唐顺之在《答茅鹿门知县二》中讲写不写得出好诗不在于雕琢字句、声律,而在于作者本色如何。
即如以诗为喻,陶彭泽未尝较声律,雕句文,但信手写出,便是宇宙间第一等好诗。何则?其本色高也。自有诗以来,其较声律、雕句文、用心最苦而立说最严者,无如沈约,苦却一生精力,使人读其诗,只见其綑缚龌龊,满卷累牍,竟不曾道出一两句好话。何则?其本色卑也。本色卑,文不能工也,而况非其本色者哉!
这个我大致同意,尤其是同意过分追求表面上的规则会让作者陷入琐碎泥潭,忘了写诗的本来目的是什么。但陶渊明的诗真的是随手一写就写出来的吗?
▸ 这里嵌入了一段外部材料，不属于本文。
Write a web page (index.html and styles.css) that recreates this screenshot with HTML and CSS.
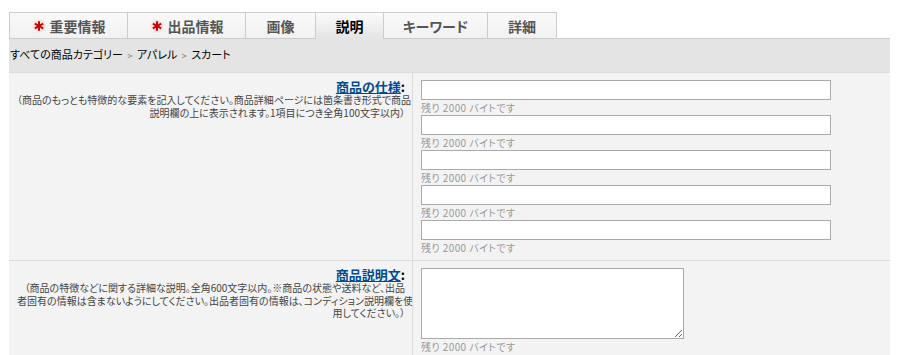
FILE: index.html
```html
<!DOCTYPE html>
<html lang="ja">
<head>
    <meta charset="UTF-8">
    <title>商品の説明</title>
    <link rel="stylesheet" href="styles.css">
</head>
<body>
    <div class="page">
        <!-- Tabs -->
        <div class="tabs">
            <div class="tab tab-wide">
                <svg class="req-icon" width="14" height="14" viewBox="0 0 14 14">
                    <circle cx="7" cy="7" r="6.5" fill="#f5e4e4"/>
                    <path d="M7 3.2V10.8M3.7 5.1L10.3 8.9M3.7 8.9L10.3 5.1" stroke="#c00" stroke-width="2" stroke-linecap="square"/>
                </svg>
                重要情報
            </div>
            <div class="tab tab-wide">
                <svg class="req-icon" width="14" height="14" viewBox="0 0 14 14">
                    <circle cx="7" cy="7" r="6.5" fill="#f5e4e4"/>
                    <path d="M7 3.2V10.8M3.7 5.1L10.3 8.9M3.7 8.9L10.3 5.1" stroke="#c00" stroke-width="2" stroke-linecap="square"/>
                </svg>
                出品情報
            </div>
            <div class="tab tab-img">画像</div>
            <div class="tab tab-active">説明</div>
            <div class="tab tab-kw">キーワード</div>
            <div class="tab tab-detail">詳細</div>
        </div>

        <!-- Breadcrumb -->
        <div class="breadcrumb">
            すべての商品カテゴリー <span class="sep">&gt;</span> アパレル <span class="sep">&gt;</span> スカート
        </div>

        <!-- Form rows -->
        <div class="form-row">
            <div class="label-cell">
                <div class="label"><a href="#">商品の仕様</a>:</div>
                <div class="hint">（商品のもっとも特徴的な要素を記入してください。商品詳細ページには箇条書き形式で商品<br>説明欄の上に表示されます。1項目につき全角100文字以内）</div>
            </div>
            <div class="field-cell">
                <input type="text" class="text-input">
                <div class="counter">残り 2000 バイトです</div>
                <input type="text" class="text-input">
                <div class="counter">残り 2000 バイトです</div>
                <input type="text" class="text-input">
                <div class="counter">残り 2000 バイトです</div>
                <input type="text" class="text-input">
                <div class="counter">残り 2000 バイトです</div>
                <input type="text" class="text-input">
                <div class="counter">残り 2000 バイトです</div>
            </div>
        </div>

        <div class="form-row">
            <div class="label-cell">
                <div class="label"><a href="#">商品説明文</a>:</div>
                <div class="hint">（商品の特徴などに関する詳細な説明。全角600文字以内。※商品の状態や送料など、出品<br>者固有の情報は含まないようにしてください。出品者固有の情報は、コンディション説明欄を使<br>用してください。）</div>
            </div>
            <div class="field-cell">
                <textarea class="text-area"></textarea>
                <div class="counter">残り 2000 バイトです</div>
            </div>
        </div>
    </div>
</body>
</html>
```

FILE: styles.css
```css
* {
    margin: 0;
    padding: 0;
    box-sizing: border-box;
}

body {
    background: #ffffff;
    font-family: "Noto Sans CJK JP", "DejaVu Sans", sans-serif;
    font-feature-settings: "palt";
    color: #000;
    padding: 12px 0 0 9px;
}

.page {
    width: 881px;
}

/* Tabs */
.tabs {
    display: flex;
    height: 26px;
}

.tab {
    display: flex;
    align-items: center;
    justify-content: center;
    gap: 4px;
    height: 26px;
    border: 1px solid #cccccc;
    border-bottom: none;
    margin-right: -1px;
    background: linear-gradient(#fafafa, #f1f1f1);
    font-size: 14px;
    font-weight: bold;
    color: #555555;
    line-height: 1;
}

.tab-wide { width: 119px; }
.tab-img { width: 71px; }
.tab-kw { width: 105px; }
.tab-detail { width: 70px; }

.tab-active {
    width: 69px;
    height: 27px;
    color: #000000;
    background: linear-gradient(#fbfbfb, #e4e4e4);
    position: relative;
    z-index: 1;
}

.req-icon {
    display: block;
    flex-shrink: 0;
}

/* Breadcrumb */
.breadcrumb {
    background: #e4e4e4;
    border-top: 1px solid #cccccc;
    height: 34px;
    padding: 8px 0 0 1px;
    font-size: 11px;
    line-height: 14px;
    color: #000;
}

.breadcrumb .sep {
    color: #777777;
    font-size: 9px;
    padding: 0 2px;
}

/* Form rows */
.form-row {
    display: grid;
    grid-template-columns: 403px 1fr;
    background: #f3f3f3;
    border-top: 1px solid #dcdcdc;
}

.label-cell {
    padding: 6px 7px 8px 8px;
    text-align: right;
}

.label {
    font-size: 13px;
    font-weight: bold;
    line-height: 15px;
}

.label a {
    color: #004b91;
}

.hint {
    font-size: 10px;
    line-height: 12.5px;
    color: #444444;
    white-space: nowrap;
}

.field-cell {
    border-left: 1px solid #dcdcdc;
    padding: 7px 0 5px 8px;
}

.text-input {
    display: block;
    width: 410px;
    height: 20px;
    border: 1px solid #aaaaaa;
    background: #ffffff;
}

.text-area {
    display: block;
    width: 263px;
    height: 71px;
    border: 1px solid #aaaaaa;
    background: #ffffff;
    resize: both;
}

.counter {
    font-size: 10px;
    line-height: 15px;
    color: #999999;
    letter-spacing: 0.4px;
}
```
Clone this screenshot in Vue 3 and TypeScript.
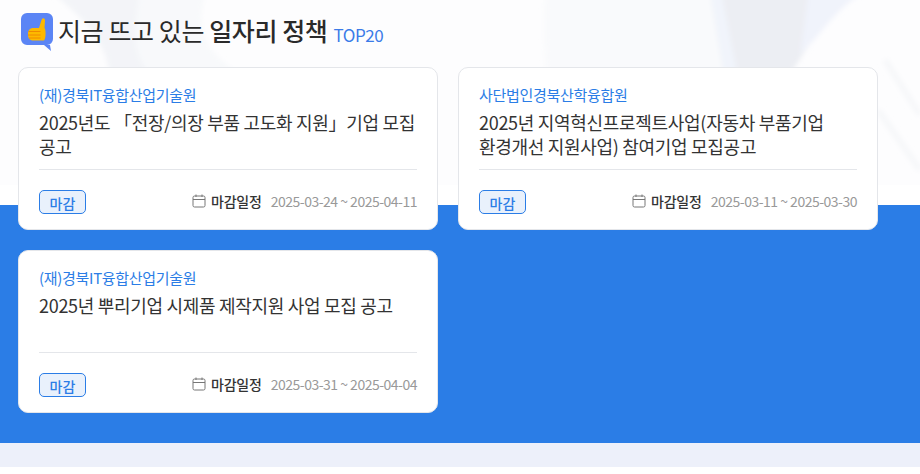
<template>
  <div class="page">
    <section class="policy">
      <svg class="photo" width="920" height="185" viewBox="0 0 920 185" aria-hidden="true">
        <defs>
          <filter id="soft" x="-10%" y="-10%" width="120%" height="120%"><feGaussianBlur stdDeviation="2.5" /></filter>
        </defs>
        <rect width="920" height="185" fill="#fdfdfe" />
        <g filter="url(#soft)">
          <path d="M55 -5 L140 -5 C135 25 130 50 150 75 L110 75 C105 40 85 20 55 -5Z" fill="#f3f4f8" />
          <path d="M140 -5 H205 C195 30 205 50 240 75 H150 C130 50 135 25 140 -5Z" fill="#f8f9fb" />
          <path d="M545 -5 H712 L745 190 H550 C555 120 540 60 545 -5Z" fill="#f9fafc" />
          <path d="M710 -5 H725 L790 190 H743 Z" fill="#f1f4fb" />
          <path d="M722 -5 H812 L825 20 L793 70 L790 190 H760 Z" fill="#eceef3" />
          <path d="M808 -5 H860 C835 10 825 30 800 55 Z" fill="#f0f3fb" />
          <path d="M793 75 C815 45 835 15 865 -5 H925 V190 H793 Z" fill="#fdfdfe" />
        </g>
        <path d="M885 60 L920 115 M878 110 L920 170" stroke="#f6f7f9" stroke-width="6" fill="none" filter="url(#soft)" />
      </svg>

      <div class="inner">
        <h2 class="heading">
          <svg class="thumb" width="32" height="38" viewBox="0 0 32 38" aria-hidden="true">
            <path d="M6 0H26A6 6 0 0 1 32 6V26A6 6 0 0 1 26 32H29L30 38L23 32H6A6 6 0 0 1 0 26V6A6 6 0 0 1 6 0Z" fill="#5b85f5" />
            <path d="M18 15 L20.500 7 C21.500 4 24.500 5 24 8 L23.500 15 C25 16 25 26 23 27.500 H12.500 C8.500 27.500 7 25 7 21.500 C7 17.500 8.500 15 12.500 15Z" fill="#fdb900" />
            <path d="M7.500 18.500H19.500M7 22H19.500M8 25H19.500" stroke="#f08a00" stroke-width="1" fill="none" />
          </svg>
          <span>지금 뜨고 있는 <b>일자리 정책</b></span>
          <small>TOP20</small>
        </h2>

        <div class="grid">
          <article v-for="item in items" :key="item.title" class="card">
            <p class="org">{{ item.org }}</p>
            <h3 class="title">{{ item.title }}</h3>
            <div class="meta">
              <span class="badge">마감</span>
              <div class="period">
                <svg width="14" height="14" viewBox="0 0 14 14" aria-hidden="true">
                  <rect x="1" y="2" width="12" height="11" rx="1.500" fill="none" stroke="#777" />
                  <path d="M1 5.500H13M4 0.500V3M10 0.500V3" fill="none" stroke="#777" />
                </svg>
                <strong>마감일정</strong>
                <span class="dates">{{ item.dates }}</span>
              </div>
            </div>
          </article>
        </div>
      </div>
    </section>
    <div class="strip"></div>
  </div>
</template>

<script setup lang="ts">
interface Policy {
  org: string
  title: string
  dates: string
}

const items: Policy[] = [
  {
    org: '(재)경북IT융합산업기술원',
    title: '2025년도 「전장/의장 부품 고도화 지원」기업 모집 공고',
    dates: '2025-03-24 ~ 2025-04-11'
  },
  {
    org: '사단법인경북산학융합원',
    title: '2025년 지역혁신프로젝트사업(자동차 부품기업 환경개선 지원사업) 참여기업 모집공고',
    dates: '2025-03-11 ~ 2025-03-30'
  },
  {
    org: '(재)경북IT융합산업기술원',
    title: '2025년 뿌리기업 시제품 제작지원 사업 모집 공고',
    dates: '2025-03-31 ~ 2025-04-04'
  }
]
</script>

<style>
body {
  background: #fff;
}
</style>

<style scoped>
.page {
  width: 920px;
  font-family: "Noto Sans CJK KR", "Noto Sans", sans-serif;
}

.policy {
  position: relative;
  height: 443px;
  background: linear-gradient(#fff 205px, #2b7de6 205px);
  overflow: hidden;
}

.photo {
  position: absolute;
  top: 0;
  left: 0;
}

.inner {
  position: relative;
  padding: 13px 42px 0 18px;
}

.heading {
  display: flex;
  align-items: center;
  gap: 5px;
  height: 38px;
  margin: 0 0 16px 3px;
  font-size: 25px;
  font-weight: 400;
  letter-spacing: -0.4px;
  color: #2a2a2a;
}

.heading span {
  margin-top: -4px;
}

.heading b {
  font-weight: 500;
}

.heading small {
  margin: 5px 0 0 1px;
  font-size: 17px;
  color: #3b7be8;
}

.grid {
  display: grid;
  grid-template-columns: 420px 420px;
  gap: 20px;
}

.card {
  box-sizing: border-box;
  height: 163px;
  padding: 16px 20px 0;
  background: #fff;
  border: 1px solid #e4e6ea;
  border-radius: 10px;
}

.org {
  margin: 0;
  font-size: 15px;
  line-height: 22px;
  letter-spacing: -0.3px;
  color: #2b7de6;
}

.title {
  height: 48px;
  margin: 4px 0 11px;
  font-size: 18px;
  font-weight: 400;
  line-height: 24px;
  letter-spacing: -0.3px;
  word-break: keep-all;
  color: #333;
}

.meta {
  display: flex;
  align-items: center;
  justify-content: space-between;
  padding-top: 20px;
  border-top: 1px solid #e4e6ea;
}

.badge {
  box-sizing: border-box;
  width: 47px;
  height: 24px;
  font-size: 14px;
  font-weight: 500;
  line-height: 24px;
  text-align: center;
  color: #2b7de6;
  background: #e9f1fc;
  border: 1px solid #2b7de6;
  border-radius: 5px;
}

.period {
  display: flex;
  align-items: center;
  margin-top: -2px;
  font-size: 14px;
  letter-spacing: -0.5px;
}

.period strong {
  margin: 0 9px 0 5px;
  font-weight: 500;
  letter-spacing: -0.2px;
  color: #333;
}

.dates {
  color: #999;
}

.strip {
  height: 24px;
  background: #edf0fa;
}
</style>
《古文观止》收录的文章中,窃以为本色最真的乃是沈复的《闲情记趣》。他不仅写了一般人不愿意或不屑于写的儿童生活,而且把儿童时期的想象写得如此生动。要说诗词只需要本色来撑的话,我可能还没法相信,毕竟诗词有规定的形式;而散文我则相信本色有主导一切的可能。沈复不曾参加科举,也很不喜欢八股时文。《闲情记趣》中提到的萧爽楼四忌中就有严禁谈论八股时文的规定(四忌:谈官宦升迁、公廨时事、八股时文、看牌掷色;四取:慷慨豪爽、风流蕴藉、落拓不羁、澄静缄默)。这大概是他的文章能别具一格的原因。
苏轼在《答谢民师书》中也说了类似的事情:
扬雄好为艰深之辞,以文浅易之说,若正言之,则人人知之矣。
学术界似乎就比较擅长这种把简单的事情说得无比复杂的技法。这也是为什么我不愿意发表论文的次要原因。如果论文讲的事情太简单,评委就会瞧不起,所以就算是简单的想法,也要把它捆得像粽子一样,让人费一番脑筋去解读。我写过两篇正式的学术论文之后就失去了兴趣,我相信那两篇文章的核心观点用半页纸就可以讲明白,但为了能发表,一定要把它们装潢成二三十页。相比之下,还是写博客自在得多,这里面才能凸显作者的本色,而不必特意去迎合什么规则。